◆ Work to be completed: Report each line of the data that has "React" somewhere in it.

◆ Provided material:
■ ■ ■ ■
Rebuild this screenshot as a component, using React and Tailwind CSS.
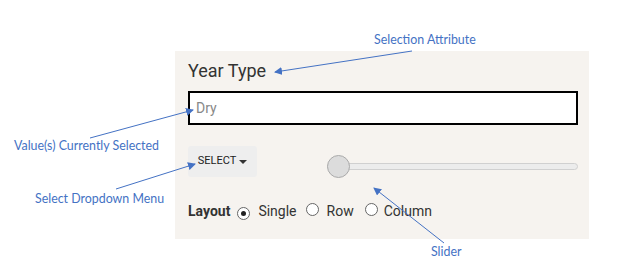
import React from "react";

function Radio({ checked }) {
  return (
    <span className="inline-flex h-[13px] w-[13px] items-center justify-center rounded-full border border-[#666] bg-white">
      {checked && <span className="h-[5px] w-[5px] rounded-full bg-[#222]" />}
    </span>
  );
}

export default function App() {
  return (
    <div className="relative h-[259px] w-[638px] overflow-hidden bg-white font-['Roboto',sans-serif]">
      <div className="ml-[175px] mt-[51px] flex h-[188px] w-[414px] flex-col bg-[#f6f3ef] pl-[13px] pr-[11px]">
        <div className="mt-[8px] text-[18px] leading-[24px] text-[#333]">Year Type</div>
        <div className="mt-[8px] flex h-[34px] w-[390px] items-center border-2 border-black bg-white pl-[6px] text-[14px] text-[#888]">
          Dry
        </div>
        <div className="mt-[21px] flex items-start">
          <div className="flex h-[31px] w-[69px] items-center justify-center gap-[3px] rounded-[3px] bg-[#eeeeee] text-[11px] text-[#222]">
            <span>SELECT</span>
            <span className="h-0 w-0 border-x-[4px] border-t-[4px] border-x-transparent border-t-[#333]" />
          </div>
          <div className="relative ml-[70px] mt-[17px] h-[7px] w-[251px] rounded-full border border-[#d0d0d0] bg-[#ececec]">
            <div className="absolute left-[-1px] top-[-9px] h-[23px] w-[23px] rounded-full border border-[#aaa] bg-[#dcdcdc]" />
          </div>
        </div>
        <div className="mt-[24px] flex items-center text-[14px] text-[#333]">
          <span className="font-bold">Layout</span>
          <span className="ml-[7px]"><Radio checked /></span>
          <span className="ml-[8px]">Single</span>
          <span className="ml-[9px]"><Radio /></span>
          <span className="ml-[8px]">Row</span>
          <span className="ml-[11px]"><Radio /></span>
          <span className="ml-[6px]">Column</span>
        </div>
      </div>

      <div className="absolute left-[374px] top-[31px] font-['Lato',sans-serif] text-[12.4px] text-[#4472c4]">Selection Attribute</div>
      <div className="absolute left-[14px] top-[137px] font-['Lato',sans-serif] text-[12.4px] text-[#4472c4]">Value(s) Currently Selected</div>
      <div className="absolute left-[35px] top-[190px] font-['Lato',sans-serif] text-[12.4px] text-[#4472c4]">Select Dropdown Menu</div>
      <div className="absolute left-[431px] top-[245px] font-['Lato',sans-serif] text-[12.4px] leading-[14px] text-[#4472c4]">Slider</div>

      <svg className="pointer-events-none absolute left-0 top-0" width="638" height="259">
        <defs>
          <marker id="ah" markerWidth="8" markerHeight="8" refX="7" refY="4" orient="auto" markerUnits="userSpaceOnUse">
            <path d="M0,0 L8,4 L0,8 Z" fill="#4472c4" />
          </marker>
        </defs>
        <g stroke="#4472c4" strokeWidth="1" fill="none">
          <line x1="412" y1="51" x2="275" y2="72" markerEnd="url(#ah)" />
          <line x1="90" y1="138" x2="193" y2="110" markerEnd="url(#ah)" />
          <line x1="116" y1="189" x2="195" y2="164" markerEnd="url(#ah)" />
          <line x1="444" y1="243" x2="374" y2="188" markerEnd="url(#ah)" />
        </g>
      </svg>
    </div>
  );
}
■ ■ ■ ■
◆ Response below:
Rebuild this screenshot as a component, using React and Tailwind CSS.
import React from "react";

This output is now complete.